Simply type in the unique message identifier and click on the “Kill” button. The corresponding email decryption key will be deleted from the key database. Upon finishing, simply click on the “Close” button to quite the program.

Future Development:

1.      Remote login capabilities

2.      Database “clean-up”

3.      Searching capabilities by email and subject

3.      Server

Monitor incoming messages and return corresponding replies. The server must be run on the mail and key server – in most case it should be your home computer. It will handle messages from Sender, in which it will update the local key database, and messages from the Netscape plug-in, in which it will search for and return the message decryption key according to the unique message identifier.

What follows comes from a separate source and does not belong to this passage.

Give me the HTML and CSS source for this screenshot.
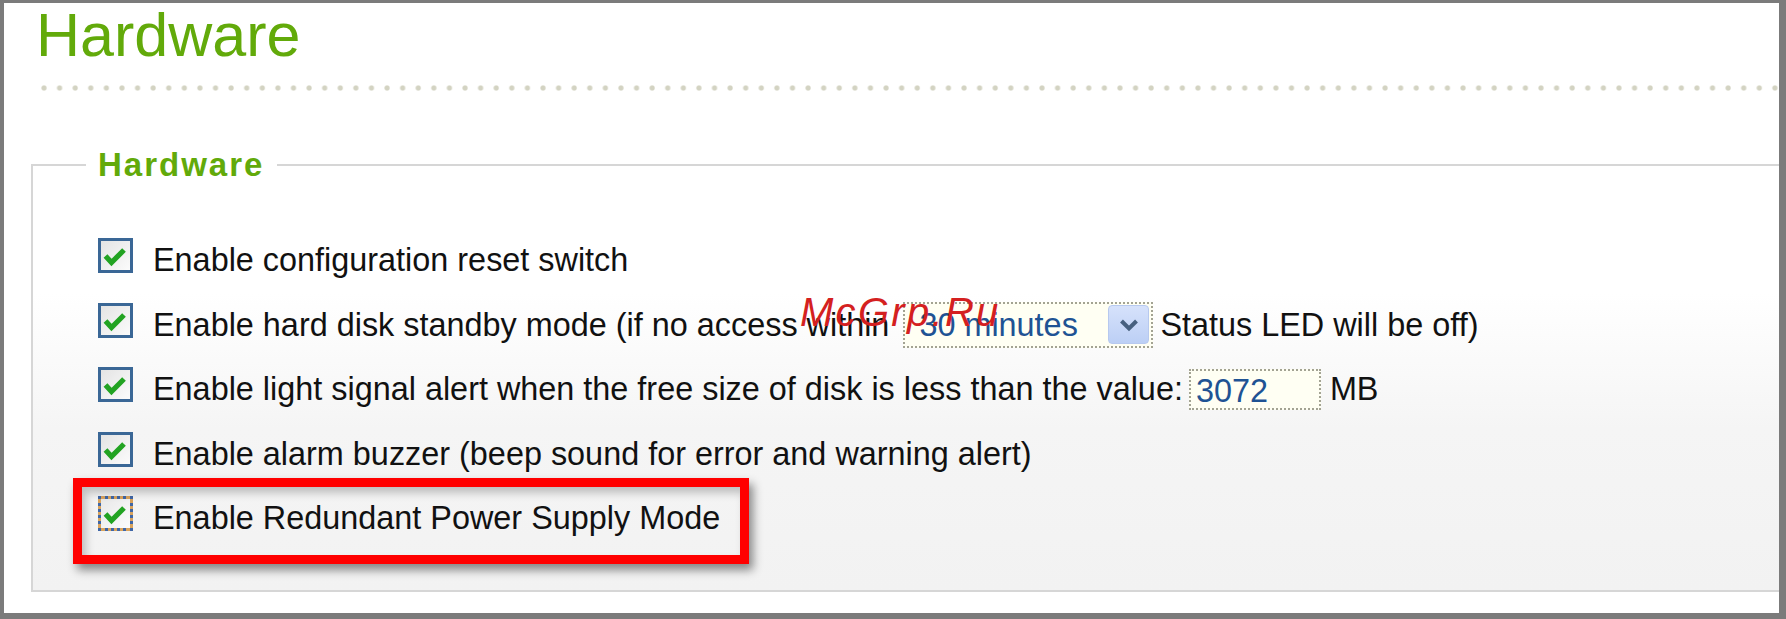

At the moment, the message key database is stored in an ASCII text file (data.key) located at “c:\910test”.

 

Difficulties

            The most difficult part of this project is that it has only little or no resources and references. Most of the time when you get stuck on one-part, you usually will be stuck forever. There are a few user groups that will give you some pointers, but it far too insufficient. Most of the time spent on the project was on such researching. Also, since the plug-in is developed for Netscape Navigator and will be compiled to be a direct link library, we will not be able to easily use the debugger to trace the progress of the program. The outcomes of the plug-in are purely based on assumptions, experience, and faith. In that case if anything is wrong with the program, the developer will often have to go through the entire project line by line to have figure out what exactly is wrong.

 

Conclusion

            I have learned a great deal about how plug-ins work and how to create them. However, the challenging part is to apply the plug-in with other programs and application, not the programming of the plug-in itself. In order to get everything to work together, we have to make sure that everything is compatible with each other, which is not as easy as it looks.